Porque el acoso escolar no es un problema de niños que hay que dejar que resuelvan entre ellos. Es violencia. Es tortura psicológica. Es un atentado sistemático contra la dignidad y la salud mental de seres humanos en su momento más vulnerable. Y cuando los adultos miramos hacia otro lado, cuando los protocolos existen solo en el papel, cuando las denuncias se archivan y las señales de alarma se ignoran, nos convertimos en cómplices.

La foto de Sandra que su familia ha difundido la muestra sonriente, con su camiseta del Betis, con esa cara de niña que debería tener toda la vida por delante. Esa foto es también una acusación. Nos mira desde el periódico y nos pregunta: ¿por qué no hicisteis nada? ¿Por qué los protocolos estaban escritos pero nadie los aplicó? ¿Por qué las quejas se acumulaban y nadie las escuchó de verdad? ¿Por qué tuve que morir para que os importara?

Sandra se arrojó al vacío un martes de octubre. Pero la verdad es que llevaba meses cayendo, y todos los adultos que deberían haber estado abajo con una red para atraparla estaban ocupados en otras cosas, o mirando hacia otro lado, o confiando en que el problema se resolvería solo.
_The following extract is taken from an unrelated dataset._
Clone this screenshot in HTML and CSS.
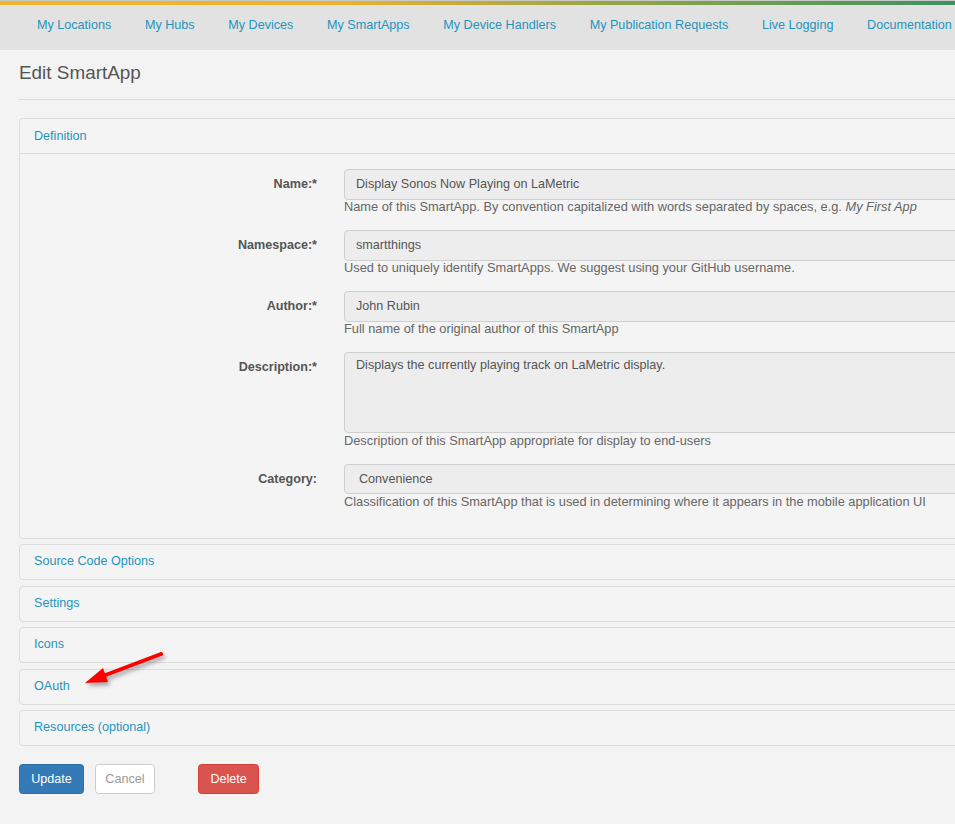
FILE: index.html
```html
<!DOCTYPE html>
<html lang="en">
<head>
<meta charset="utf-8">
<title>Edit SmartApp</title>
<link rel="stylesheet" href="styles.css">
</head>
<body>
<div class="topline"></div>
<nav class="navbar">
  <a class="nav-link" href="#">My Locations</a>
  <a class="nav-link" href="#">My Hubs</a>
  <a class="nav-link" href="#">My Devices</a>
  <a class="nav-link" href="#">My SmartApps</a>
  <a class="nav-link" href="#">My Device Handlers</a>
  <a class="nav-link" href="#">My Publication Requests</a>
  <a class="nav-link" href="#">Live Logging</a>
  <a class="nav-link" href="#">Documentation</a>
</nav>
<main class="page">
  <h1 class="title">Edit SmartApp</h1>
  <div class="rule"></div>

  <section class="panel">
    <div class="panel-heading open"><a href="#">Definition</a></div>
    <div class="panel-body">
      <div class="form-row">
        <label class="label">Name:*</label>
        <div class="field">
          <div class="input">Display Sonos Now Playing on LaMetric</div>
          <div class="help">Name of this SmartApp. By convention capitalized with words separated by spaces, e.g. <em>My First App</em></div>
        </div>
      </div>
      <div class="form-row">
        <label class="label">Namespace:*</label>
        <div class="field">
          <div class="input">smartthings</div>
          <div class="help">Used to uniquely identify SmartApps. We suggest using your GitHub username.</div>
        </div>
      </div>
      <div class="form-row">
        <label class="label">Author:*</label>
        <div class="field">
          <div class="input">John Rubin</div>
          <div class="help">Full name of the original author of this SmartApp</div>
        </div>
      </div>
      <div class="form-row">
        <label class="label">Description:*</label>
        <div class="field">
          <div class="textarea">Displays the currently playing track on LaMetric display.</div>
          <div class="help">Description of this SmartApp appropriate for display to end-users</div>
        </div>
      </div>
      <div class="form-row last">
        <label class="label">Category:</label>
        <div class="field">
          <div class="input select">Convenience</div>
          <div class="help">Classification of this SmartApp that is used in determining where it appears in the mobile application UI</div>
        </div>
      </div>
    </div>
  </section>

  <section class="panel"><div class="panel-heading"><a href="#">Source Code Options</a></div></section>
  <section class="panel"><div class="panel-heading"><a href="#">Settings</a></div></section>
  <section class="panel"><div class="panel-heading"><a href="#">Icons</a></div></section>
  <section class="panel"><div class="panel-heading"><a href="#">OAuth</a></div></section>
  <section class="panel"><div class="panel-heading"><a href="#">Resources (optional)</a></div></section>

  <div class="actions">
    <button class="btn btn-primary">Update</button>
    <button class="btn btn-default">Cancel</button>
    <button class="btn btn-danger">Delete</button>
  </div>
</main>

<svg class="arrow" width="100" height="50" viewBox="0 0 100 50" aria-hidden="true">
  <line x1="86" y1="9" x2="28" y2="31" stroke="#f00" stroke-width="4" stroke-linecap="round"/>
  <polygon points="10,38 28,23 33,37" fill="#f00"/>
</svg>
</body>
</html>
```

FILE: styles.css
```css
html, body {
  margin: 0;
  padding: 0;
  overflow: hidden;
  background: #f3f3f3;
}

body {
  font-family: "Liberation Sans", Arial, sans-serif;
  font-size: 12.6px;
  line-height: 18px;
  color: #555;
  position: relative;
  width: 955px;
  height: 824px;
}

a {
  color: #1f95bd;
  text-decoration: none;
}

.topline {
  height: 4px;
  border-top: 1px solid #c9c9c9;
  background: linear-gradient(to right, #f3b62a 0%, #ecb32b 35%, #b9aa3b 52%, #84a449 70%, #3d9260 100%);
}

.navbar {
  height: 45px;
  background: #e2e2e2;
  display: flex;
  align-items: flex-start;
  gap: 33.7px;
  padding-left: 37px;
  white-space: nowrap;
  box-sizing: border-box;
  overflow: hidden;
}

.nav-link {
  padding-top: 10.5px;
  line-height: 18px;
  font-size: 12.6px;
}

.page {
  width: 1300px;
  padding-left: 19px;
  box-sizing: border-box;
}

.title {
  margin: 12px 0 0;
  height: 21px;
  line-height: 21px;
  font-size: 18.9px;
  font-weight: normal;
  color: #555;
}

.rule {
  margin-top: 16px;
  border-top: 1px solid #dcdcdc;
  margin-bottom: 18px;
}

.panel {
  border: 1px solid #dcdcdc;
  border-radius: 4px;
  background: #f4f4f4;
  margin-bottom: 5.5px;
}

.panel-heading {
  height: 34px;
  padding: 7px 14px 0;
  box-sizing: border-box;
  line-height: 18px;
}

.panel-heading.open {
  border-bottom: 1px solid #dcdcdc;
  height: 35px;
  padding-top: 7.5px;
}

.panel-body {
  padding: 15px 13px 29px;
}

.form-row {
  display: grid;
  grid-template-columns: 284px 1fr;
  column-gap: 27px;
  margin-bottom: 16px;
}

.form-row.last {
  margin-bottom: 0;
}

.label {
  text-align: right;
  font-weight: bold;
  line-height: 30px;
  color: #555;
}

.input,
.textarea {
  height: 30.5px;
  box-sizing: border-box;
  border: 1px solid #cfcfcf;
  border-radius: 4px;
  background: #ededed;
  padding: 0 11px;
  line-height: 28px;
  color: #555;
}

.input.select {
  padding-left: 14px;
}

.textarea {
  height: 81px;
  padding-top: 3px;
  line-height: 18px;
}

.help {
  padding-top: 0.5px;
  line-height: 14px;
  font-size: 12.8px;
  color: #666;
}

.help em {
  font-style: italic;
}

.actions {
  display: flex;
  margin-top: 18px;
}

.btn {
  font-family: "Liberation Sans", Arial, sans-serif;
  font-size: 12.6px;
  line-height: 18px;
  height: 30px;
  padding: 5px 10.8px;
  border: 1px solid transparent;
  border-radius: 3.6px;
  box-sizing: border-box;
  margin: 0;
}

.btn-primary {
  background: #337ab7;
  border-color: #2e6da4;
  color: #fff;
  min-width: 65px;
}

.btn-default {
  background: #fff;
  border-color: #ccc;
  color: #999;
  margin-left: 10.5px;
  padding: 5px 9.8px;
}

.btn-danger {
  background: #d9534f;
  border-color: #d43f3a;
  color: #fff;
  margin-left: 42.5px;
  padding: 5px 11.6px;
}

.arrow {
  position: absolute;
  left: 75px;
  top: 645px;
  filter: drop-shadow(2px 3px 2px rgba(0, 0, 0, 0.35));
}
```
Este relato es para Sandra, que ya no puede contar su historia. Para Kira, que tampoco pudo. Para todos los niños y niñas que en este momento están sufriendo en silencio, que se levantan cada mañana sin ganas de vivir, que se duermen cada noche pensando que ojalá no tuvieran que despertar.

Y es también una advertencia para todos nosotros, los adultos: los protocolos tienen que funcionar. Las denuncias tienen que escucharse. Las señales tienen que verse. Porque la próxima vez que un niño o una niña nos pida ayuda con su silencio o con sus palabras, nuestra respuesta puede ser la diferencia entre una vida salvada y otra muerte que podríamos haber evitado.

No más eucaristías en memoria de niños muertos. Queremos protección real para niños vivos.

El silencio mata. Y todos somos responsables de romperlo.